1989年、2001年、2016年と3度劇場公開され、「クー!」という意味不明な言葉で多くの熱狂的なファンを生んだゲオルギー・ダネリヤ監督作『不思議惑星キン・ザ・ザ』を、ダネリヤ監督が自らアニメ化する『クー!キン・ザ・ザ』が、5月14日より公開されることが決定した。
社会主義体制の真っ只中で制作されたカルトSF映画の傑作として世界中で多くのファンを生んだ実写版『不思議惑星キン・ザ・ザ』を、レトロ感溢れながらSFタッチの未来を感じさせるアニメで再構築した本作。

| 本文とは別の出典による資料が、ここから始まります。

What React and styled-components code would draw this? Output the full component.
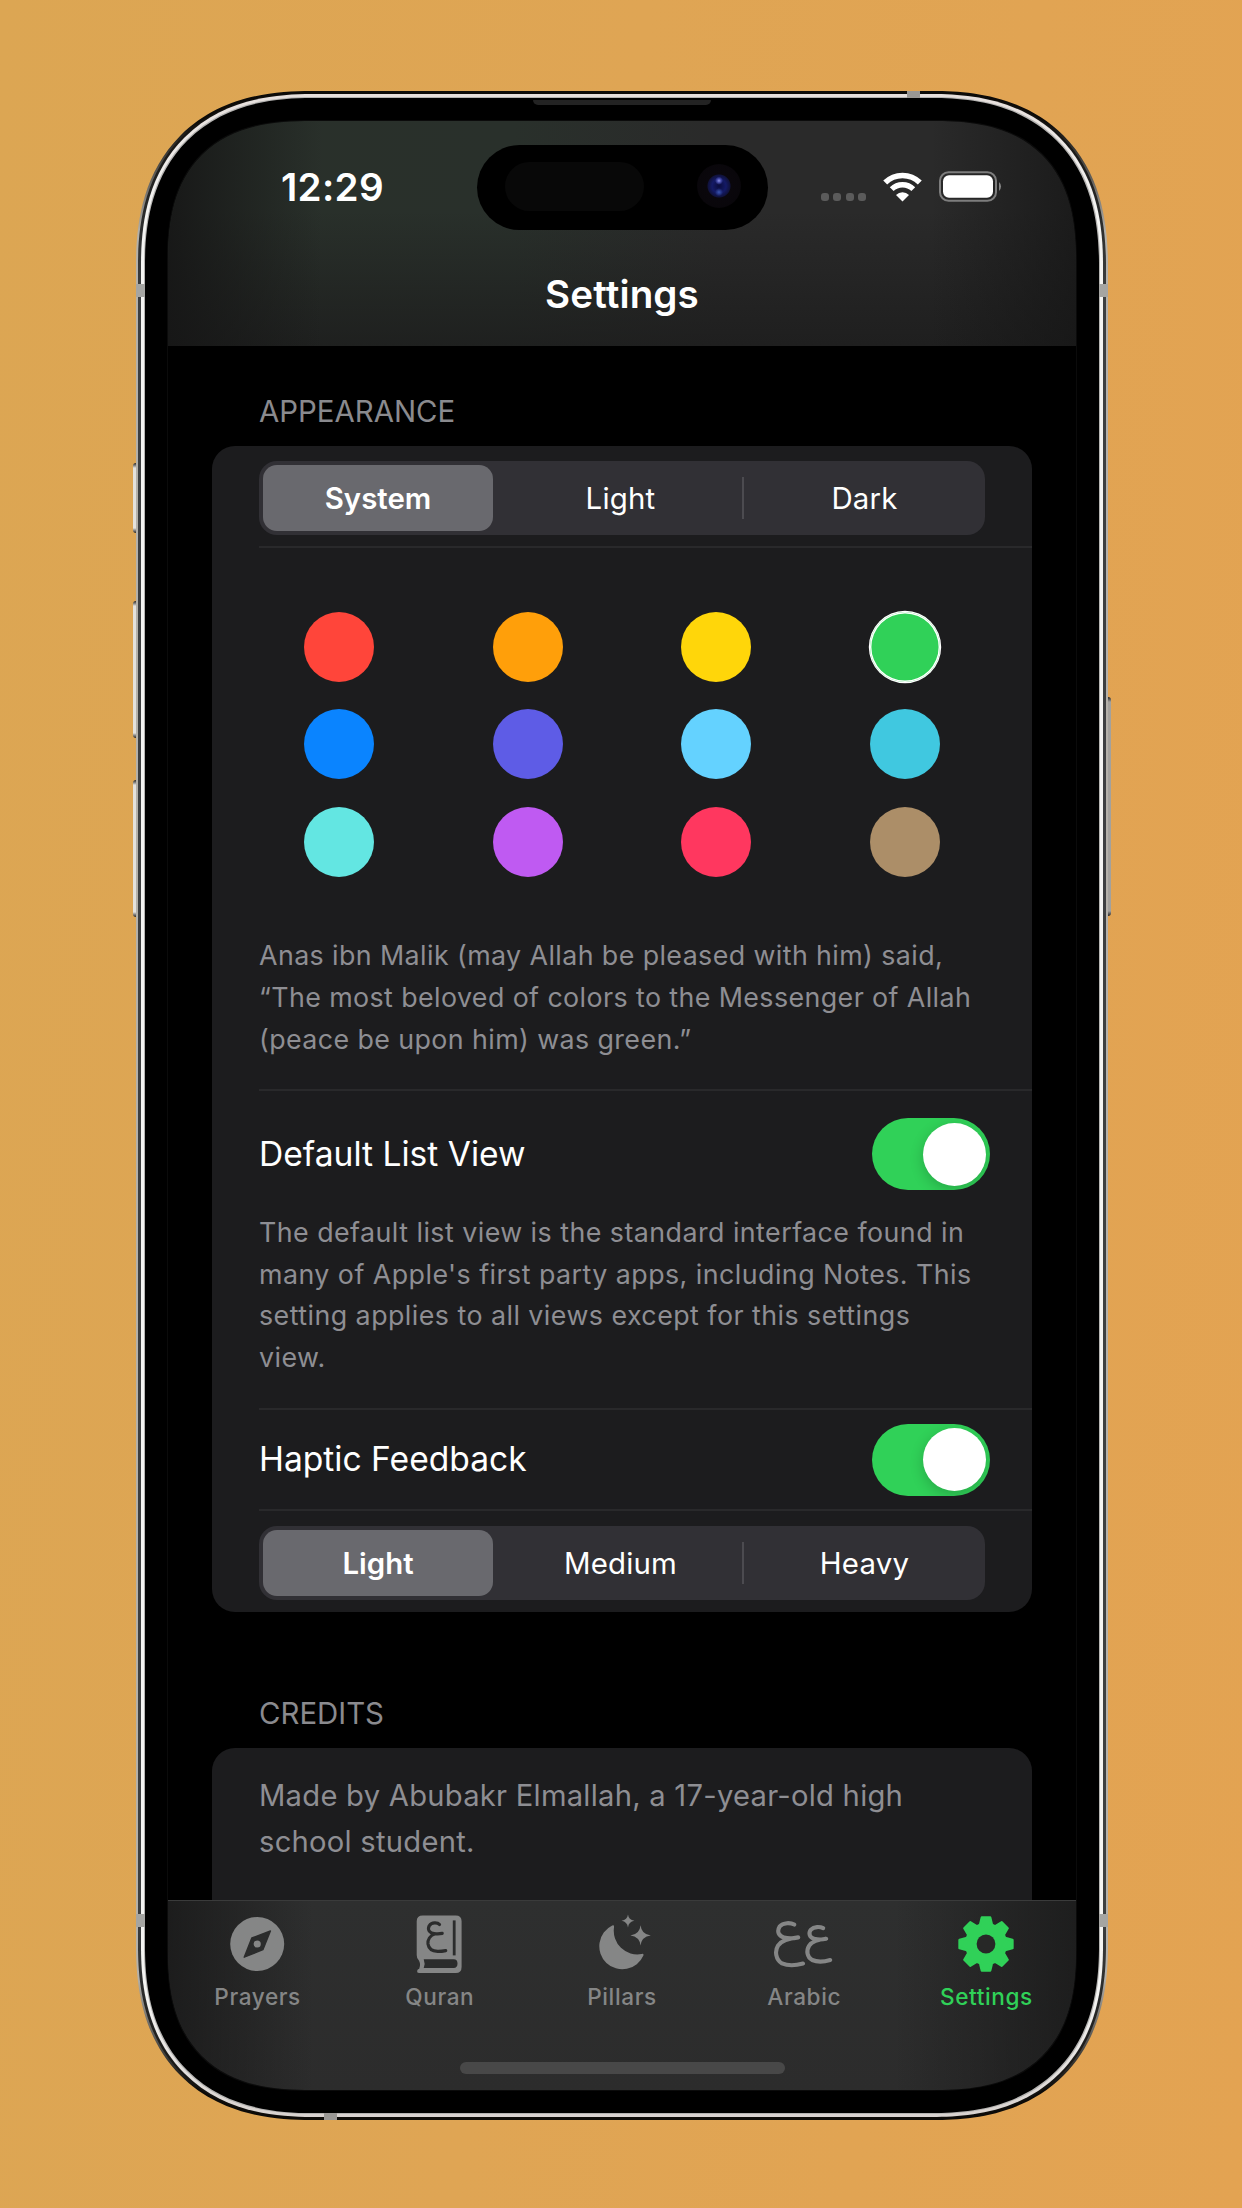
import React from "react";
import styled, { createGlobalStyle } from "styled-components";

const GlobalStyle = createGlobalStyle`
  *, *::before, *::after { box-sizing: border-box; }
  body { margin: 0; font-family: Inter, "Liberation Sans", sans-serif; }
`;

const Stage = styled.main`
  width: 1242px;
  height: 2208px;
  display: flex;
  justify-content: center;
  align-items: flex-start;
  padding: 91px 0 0 2px;
  overflow: hidden;
  background: linear-gradient(95deg, #dca653 0%, #dfa554 45%, #e3a352 100%);
`;

/* ---------- device ---------- */

const Device = styled.div`
  position: relative;
  flex: none;
  width: 972px;
  height: 2029px;
  padding: 2px;
  border-radius: 150px;
  background: linear-gradient(#0d0b08 0, #0d0b08 1.5%, #b4b1aa 7%, #b4b1aa 93%, #0d0b08 98.5%, #0d0b08 100%);
  @supports (corner-shape: superellipse(1.3)) {
    border-radius: 175px;
    corner-shape: superellipse(1.24);
  }
`;

const OuterRing = styled.div`
  width: 100%;
  height: 100%;
  padding: 1px 3px;
  border-radius: 148px;
  background: linear-gradient(#0d0b08 0, #3d3f40 10%, #3d3f40 90%, #0d0b08 100%);
  @supports (corner-shape: superellipse(1.3)) {
    border-radius: 173px;
    corner-shape: superellipse(1.24);
  }
`;

const SteelRing = styled.div`
  width: 100%;
  height: 100%;
  padding: 4px;
  border-radius: 146px;
  background: linear-gradient(#e6dfdc 0, #f4f4f2 6%, #f4f4f2 94%, #d8d2cf 100%);
  @supports (corner-shape: superellipse(1.3)) {
    border-radius: 171px;
    corner-shape: superellipse(1.24);
  }
`;

const Bezel = styled.div`
  width: 100%;
  height: 100%;
  padding: 23px;
  border-radius: 142px;
  background: #000;
  box-shadow: 0 0 0 1px #b4b3b1;
  @supports (corner-shape: superellipse(1.3)) {
    border-radius: 167px;
    corner-shape: superellipse(1.24);
  }
`;

const Screen = styled.div`
  position: relative;
  width: 100%;
  height: 100%;
  display: flex;
  flex-direction: column;
  overflow: hidden;
  border-radius: 114px;
  background: #000;
  box-shadow: 0 0 0 1px #0b0b0b;
  @supports (corner-shape: superellipse(1.3)) {
    border-radius: 144px;
    corner-shape: superellipse(1.36);
  }
`;

const SideButton = styled.span`
  position: absolute;
  top: ${(p) => p.$top}px;
  ${(p) => p.$side}: -3px;
  width: 3px;
  height: ${(p) => p.$height}px;
  border-radius: ${(p) => (p.$side === "left" ? "3px 0 0 3px" : "0 3px 3px 0")};
  background: linear-gradient(#222 0, ${(p) => p.$tone} 5px, ${(p) => p.$tone} calc(100% - 5px), #222 100%);
`;

const SideBand = styled.span`
  position: absolute;
  ${(p) => p.$side}: 0;
  top: ${(p) => p.$top}px;
  width: 9px;
  height: 13px;
  background: #a5a5a2;
`;

const EdgeBand = styled.span`
  position: absolute;
  left: ${(p) => p.$left}px;
  ${(p) => p.$edge}: 0;
  width: 13px;
  height: 7px;
  background: #999794;
`;

const Earpiece = styled.span`
  position: absolute;
  top: 9px;
  left: 397px;
  width: 178px;
  height: 5px;
  border-radius: 0 0 5px 5px;
  background: #232323;
`;

const Island = styled.div`
  position: absolute;
  top: 24px;
  left: 308.5px;
  width: 291px;
  height: 85px;
  border-radius: 43px;
  display: flex;
  align-items: center;
  justify-content: space-between;
  padding: 0 26.5px 3px 28px;
  background: #000;
`;

const Sensor = styled.span`
  width: 139px;
  height: 49px;
  border-radius: 25px;
  background: #080808;
`;

const Lens = styled.span`
  width: 44px;
  height: 44px;
  border-radius: 50%;
  background:
    radial-gradient(circle at 50% 38%, #8f95e8 0, rgba(90, 96, 200, 0.7) 2px, transparent 4px),
    radial-gradient(circle at 50% 64%, #3a55b0 0, transparent 4px),
    radial-gradient(circle, #0a0c3c 0, #141a66 7px, #10123c 11px, #0a070c 12px, #080609 100%);
`;

/* ---------- header ---------- */

const Header = styled.header`
  flex: none;
  height: 225px;
  display: flex;
  flex-direction: column;
  background:
    linear-gradient(to right, rgba(22, 22, 22, 0.9) 0, rgba(22, 22, 22, 0) 17%, rgba(22, 22, 22, 0) 84%, rgba(22, 22, 22, 0.75) 100%),
    linear-gradient(to bottom, rgba(28, 28, 28, 0) 40%, rgba(28, 28, 28, 0.8) 100%),
    linear-gradient(to right, #29302a 0, #29302b 38%, #2a2a2a 60%, #2a2a2a 100%);
`;

const StatusBar = styled.div`
  height: 130px;
  display: flex;
  align-items: flex-start;
  justify-content: space-between;
  padding: 46px 73px 0 113px;
`;

const Clock = styled.span`
  font-size: 38.6px;
  line-height: 40px;
  font-weight: 600;
  letter-spacing: 0.3px;
  color: #fff;
`;

const StatusIcons = styled.div`
  display: flex;
  align-items: center;
  height: 39px;
`;

const Dots = styled.span`
  display: flex;
  gap: 4.4px;
  padding: 20px 17px 0 0;
  i {
    width: 8px;
    height: 8px;
    border-radius: 3px;
    background: #5b5b5b;
  }
`;

const Title = styled.h1`
  margin: 19px 0 0;
  text-align: center;
  font-size: 38.6px;
  line-height: 48px;
  font-weight: 600;
  letter-spacing: 0.1px;
  color: #fff;
`;

/* ---------- list ---------- */

const Content = styled.section`
  flex: 1;
  min-height: 0;
  overflow: hidden;
  padding: 51px 44px 0;
`;

const SectionTitle = styled.h2`
  margin: ${(p) => p.$gap || 0}px 0 19px 47px;
  font-size: 29.4px;
  line-height: 30px;
  font-weight: 400;
  letter-spacing: 0;
  color: #8a8a8e;
`;

const Card = styled.div`
  border-radius: 23px;
  padding-left: 47px;
  background: #1c1c1e;
`;

const Row = styled.div`
  padding: ${(p) => p.$pad};
  border-bottom: ${(p) => (p.$last ? "0" : "2px solid #29292b")};
`;

const Segmented = styled.div`
  width: 726px;
  height: 74px;
  display: grid;
  grid-template-columns: 230px 250px 238px;
  padding: 4px;
  border-radius: 18px;
  background: #313035;
`;

const Segment = styled.button`
  position: relative;
  border: 0;
  padding: 1px 0 0 ${(p) => (p.$on ? 0 : 5)}px;
  border-radius: 14px;
  font-family: inherit;
  font-size: 29.4px;
  letter-spacing: ${(p) => (p.$on ? 0 : 0.2)}px;
  font-weight: ${(p) => (p.$on ? 600 : 400)};
  color: #fff;
  background: ${(p) => (p.$on ? "#69696e" : "transparent")};
  &:last-child::before {
    content: "";
    position: absolute;
    left: -1px;
    top: 12px;
    width: 2px;
    height: 42px;
    background: #4c4b50;
  }
`;

const Palette = styled.div`
  display: grid;
  grid-template-columns: repeat(4, 188.7px);
  row-gap: 27.4px;
  justify-items: center;
  margin-left: -14.5px;
`;

const Swatch = styled.span`
  width: 70px;
  height: 70px;
  border-radius: 50%;
  background: ${(p) => p.$color};
  box-shadow: ${(p) => (p.$on ? "inset 0 0 0 1.4px #fff, 0 0 0 1.2px #fff" : "none")};
`;

const Note = styled.p`
  margin: ${(p) => p.$top}px 0 0;
  font-size: 26.8px;
  line-height: 41.8px;
  letter-spacing: ${(p) => p.$track || 0.43}px;
  white-space: nowrap;
  color: #8e8e93;
`;

const Credit = styled(Note)`
  font-size: 29.2px;
  line-height: 46.2px;
  letter-spacing: 0.25px;
`;

const Setting = styled.div`
  height: 72px;
  display: flex;
  align-items: center;
  justify-content: space-between;
  padding-right: 42px;
  font-size: 33.6px;
  letter-spacing: 0;
  color: #fff;
`;

const SettingLabel = styled.span`
  padding-bottom: 2px;
`;

const Switch = styled.span`
  width: 118.5px;
  height: 72px;
  border-radius: 36px;
  display: flex;
  justify-content: flex-end;
  align-items: center;
  padding: 0 4.5px;
  background: #30d158;
  overflow: hidden;
`;

const Knob = styled.span`
  width: 63px;
  height: 63px;
  border-radius: 50%;
  background: #fff;
  box-shadow: 0 4px 14px rgba(0, 0, 0, 0.2);
`;

/* ---------- tab bar ---------- */

const TabBar = styled.nav`
  flex: none;
  height: 190px;
  display: flex;
  flex-direction: column;
  align-items: center;
  justify-content: space-between;
  padding-bottom: 16px;
  border-top: 1px solid #3a3b3b;
  background:
    linear-gradient(to right, rgba(24, 24, 24, 0.8) 0, rgba(24, 24, 24, 0) 16%, rgba(24, 24, 24, 0) 80%, rgba(24, 24, 24, 0.75) 100%),
    linear-gradient(#2e2f2f, #2c2c2c);
`;

const Tabs = styled.div`
  width: 911px;
  display: grid;
  grid-template-columns: repeat(5, 1fr);
`;

const Tab = styled.a`
  display: flex;
  flex-direction: column;
  align-items: center;
  gap: 9px;
  padding-top: 13px;
  font-size: 22.6px;
  line-height: 28px;
  font-weight: 500;
  letter-spacing: 0.6px;
  color: ${(p) => (p.$on ? "#30d158" : "#858686")};
  svg { display: block; }
`;

const HomeIndicator = styled.span`
  width: 325px;
  height: 12px;
  border-radius: 6px;
  background: #484848;
`;

/* ---------- icons ---------- */

const BatterySvg = styled.svg`
  margin: 1px 0 0 17px;
`;

const Wifi = () => (
  <svg width="39" height="30" viewBox="0 0 39 30" fill="none" stroke="#fff">
    <path d="M2.2 10.6 A24.6 24.6 0 0 1 36.8 10.6" strokeWidth="5.6" />
    <path d="M8.7 17.2 A15.3 15.3 0 0 1 30.3 17.2" strokeWidth="5.4" />
    <path d="M19.5 29.6 L13 23 A9.2 9.2 0 0 1 26 23 Z" fill="#fff" stroke="none" />
  </svg>
);

const Battery = () => (
  <BatterySvg width="64" height="32" viewBox="0 0 64 32">
    <rect x="1" y="1.2" width="56" height="28.6" rx="8.6" fill="none" stroke="#7d7d7d" strokeWidth="2" />
    <rect x="4" y="4.2" width="50" height="22.6" rx="6" fill="#fff" />
    <path d="M60 11 a6 6 0 0 1 0 9 Z" fill="#858585" />
  </BatterySvg>
);

const Icon = ({ children, box = "0 0 60 60" }) => (
  <svg width="60" height="60" viewBox={box} fill="currentColor">
    {children}
  </svg>
);

const CUT = "#2b2c2c";

const Compass = () => (
  <Icon box="0.8 0 60 60">
    <circle cx="30" cy="30" r="27" />
    <path d="M43.2 17 L35.8 35.6 L17 43.2 L24.6 24 Z" fill={CUT} stroke={CUT} strokeWidth="1.4" strokeLinejoin="round" />
    <circle cx="30" cy="30" r="3.6" />
  </Icon>
);

const Book = () => (
  <Icon box="0.8 0 60 60">
    <path d="M13.5 1.4 H46.5 Q52.4 1.4 52.4 7.2 V53 Q52.4 59 46.5 59 H9.8 Q7.6 59 7.9 57 Q8.2 55.4 10 54.8 Q12 50 9.4 46 Q7.5 44.2 7.5 41 V7.2 Q7.5 1.4 13.5 1.4 Z" />
    <path d="M14.5 45.3 H44.5 Q48.3 45.3 48.3 49.6 Q48.3 54 44.5 54 H14.5 Q16.3 49.6 14.5 45.3 Z" fill={CUT} />
    <path d="M45 6.4 V41.4" stroke={CUT} strokeWidth="2.8" />
    <path
      d="M30.3 10.6 C28.5 8.4 22.6 7.8 20 11.8 C18 16 20.5 19 25 19.6 C28 20 31 19.8 33 19.4 M26 19.8 C20.5 21.6 18.4 26 18.8 30 C19.6 35 24 37.2 28.4 37.4 C31.5 37.5 34 37.1 36.5 36.6"
      fill="none"
      stroke={CUT}
      strokeWidth="3.2"
      strokeLinecap="round"
      strokeLinejoin="round"
    />
  </Icon>
);

const Moon = () => (
  <Icon box="2.4 0 60 60">
    <path d="M22.6 11.6 A23 23 0 1 0 53.8 41.4 Q54.4 39.4 52 40 A23.6 23.6 0 0 1 24.4 13.4 Q24.8 10.6 22.6 11.6 Z" />
    <path d="M38.4 .6 Q39 6 44.8 6.8 Q39 7.8 38.4 13.4 Q37.6 7.8 32 6.8 Q37.6 6 38.4 .6 Z" />
    <path d="M51 11.2 Q51.8 20.4 61.2 21.4 Q51.8 22.6 51 31.6 Q50 22.6 40.8 21.4 Q50 20.4 51 11.2 Z" />
  </Icon>
);

const Ayn = () => (
  <Icon box="1.4 0 60 60">
    <g fill="none" stroke="currentColor" strokeWidth="4.1" strokeLinecap="round" strokeLinejoin="round">
      <path d="M21.6 10.6 C18.5 8.8 10.5 8 7 12.6 C4 17.6 6 22 11.6 23.6 C16 24.6 21 24.3 25.6 23.4 C19 24 9.6 25.4 5.4 31.6 C2 37 3 45.6 9.4 49.4 C15 51.9 23.5 51.5 30.4 49.6" />
      <path d="M50.6 14.2 C47.4 12.6 41.4 12.4 38.4 15.6 C35.4 19.4 37 23.4 41.6 24.8 C46 25.9 50 25.6 53.6 24.8 C47.6 25.4 40 26.6 36.6 31.6 C33.4 36.6 34.4 43 39.6 46 C44.6 48.2 51.6 47.8 57.6 46" />
    </g>
  </Icon>
);

const gearPath = (() => {
  const points = [];
  for (let i = 0; i < 8; i += 1) {
    [[20, -17.5], [26.8, -9], [26.8, 9], [20, 17.5]].forEach(([r, deg]) => {
      const a = ((i * 45 + deg) * Math.PI) / 180;
      points.push(`${(30 + r * Math.sin(a)).toFixed(2)} ${(30 - r * Math.cos(a)).toFixed(2)}`);
    });
  }
  return `M${points.join("L")}Z`;
})();

const Gear = () => (
  <Icon>
    <path d={gearPath} stroke="currentColor" strokeWidth="2.4" strokeLinejoin="round" />
    <circle cx="30" cy="30" r="9.4" fill="#272827" />
  </Icon>
);

/* ---------- data ---------- */

const COLORS = [
  "#ff453a", "#ff9f0a", "#ffd60a", "#30d158",
  "#0a84ff", "#5e5ce6", "#64d2ff", "#40c8e0",
  "#63e6e2", "#bf5af2", "#ff375f", "#ac8e68",
];

const TABS = [
  ["Prayers", Compass],
  ["Quran", Book],
  ["Pillars", Moon],
  ["Arabic", Ayn],
  ["Settings", Gear],
];

const Picker = ({ options }) => (
  <Segmented>
    {options.map((label, i) => (
      <Segment key={label} $on={i === 0}>{label}</Segment>
    ))}
  </Segmented>
);

const ToggleSetting = ({ label }) => (
  <Setting>
    <SettingLabel>{label}</SettingLabel>
    <Switch><Knob /></Switch>
  </Setting>
);

export default function App() {
  return (
    <Stage>
      <GlobalStyle />
      <Device>
        <SideButton $side="left" $top={372} $height={70} $tone="#e4e2dc" />
        <SideButton $side="left" $top={510} $height={137} $tone="#e4e2dc" />
        <SideButton $side="left" $top={689} $height={137} $tone="#e4e2dc" />
        <SideButton $side="right" $top={606} $height={219} $tone="#a3a19c" />
        <OuterRing>
          <SteelRing>
            <Bezel>
              <Screen>
                <Header>
                  <StatusBar>
                    <Clock>12:29</Clock>
                    <StatusIcons>
                      <Dots><i /><i /><i /><i /></Dots>
                      <Wifi />
                      <Battery />
                    </StatusIcons>
                  </StatusBar>
                  <Title>Settings</Title>
                </Header>
                <Content>
                  <SectionTitle>APPEARANCE</SectionTitle>
                  <Card>
                    <Row $pad="15px 0 11px">
                      <Picker options={["System", "Light", "Dark"]} />
                    </Row>
                    <Row $pad="64px 0 28.6px">
                      <Palette>
                        {COLORS.map((c, i) => (
                          <Swatch key={c} $color={c} $on={i === 3} />
                        ))}
                      </Palette>
                      <Note $top={58.4} $track={0.41}>
                        Anas ibn Malik (may Allah be pleased with him) said,<br />
                        “The most beloved of colors to the Messenger of Allah<br />
                        (peace be upon him) was green.”
                      </Note>
                    </Row>
                    <Row $pad="27px 0 29px">
                      <ToggleSetting label="Default List View" />
                      <Note $top={21.6} $track={0.46}>
                        The default list view is the standard interface found in<br />
                        many of Apple's first party apps, including Notes. This<br />
                        setting applies to all views except for this settings<br />
                        view.
                      </Note>
                    </Row>
                    <Row $pad="14px 0 13px">
                      <ToggleSetting label="Haptic Feedback" />
                    </Row>
                    <Row $pad="15px 0 12px" $last>
                      <Picker options={["Light", "Medium", "Heavy"]} />
                    </Row>
                  </Card>
                  <SectionTitle $gap={87}>CREDITS</SectionTitle>
                  <Card>
                    <Row $pad="25px 0 60px" $last>
                      <Credit $top={0}>
                        Made by Abubakr Elmallah, a 17-year-old high<br />
                        school student.
                      </Credit>
                    </Row>
                  </Card>
                </Content>
                <TabBar>
                  <Tabs>
                    {TABS.map(([label, Glyph]) => (
                      <Tab key={label} $on={label === "Settings"}>
                        <Glyph />
                        {label}
                      </Tab>
                    ))}
                  </Tabs>
                  <HomeIndicator />
                </TabBar>
                <Island><Sensor /><Lens /></Island>
              </Screen>
            </Bezel>
          </SteelRing>
        </OuterRing>
        <Earpiece />
        <SideBand $side="left" $top={193} />
        <SideBand $side="right" $top={193} />
        <SideBand $side="left" $top={1823} />
        <SideBand $side="right" $top={1823} />
        <EdgeBand $edge="top" $left={771} />
        <EdgeBand $edge="bottom" $left={188} />
      </Device>
    </Stage>
  );
}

“キン・ザ・ザ”界を象徴する釣鐘型宇宙船の浮遊感は、ダネリヤ監督が実写版では再現できなかったアニメならではの珍妙なリアルさを描き出す。実写版は当時のソ連の政治体制を皮肉めいた視点で描いたと評されたが、『クー!キン・ザ・ザ』は、大きな変革の波にあった現代のロシアを戯画化して風刺する。
ダネリヤ監督は、『クー!キン・ザ・ザ』完成後、2019年に88歳で逝去し、同作が遺作となった。
『クー!キン・ザ・ザ』
5月14日(金)より、ヒューマントラストシネマ有楽町、アップリンク吉祥寺ほか全国順次公開
監督:ゲオルギー・ダネリヤ
共同監督:タチアナ・イリーナ
音楽:ギア・カンチェリ
声の出演:ニコライ・グベンコ イワン・ツェフミストレンコ アンドレイ・レオノフ
配給:パンドラ
【ストーリー】 著名なチェリストのチジョフとDJ志望の青年トリクは、雪に覆われたモスクワの大通りでパジャマ姿の裸足の宇宙人と遭遇する。そして思いがけずキン・ザ・ザ星雲の惑星プリュクにワープしてしまう。そこは見渡す限りの砂漠に覆われ、身に着けるズボンの色によって階級が分かれた場所だった。ほとんど「クー!」(名詞・形容詞・副詞・感嘆詞など)しか言葉が存在しない異星人たちを相手に地球に帰ろうと二人は奮闘を始めるのだった。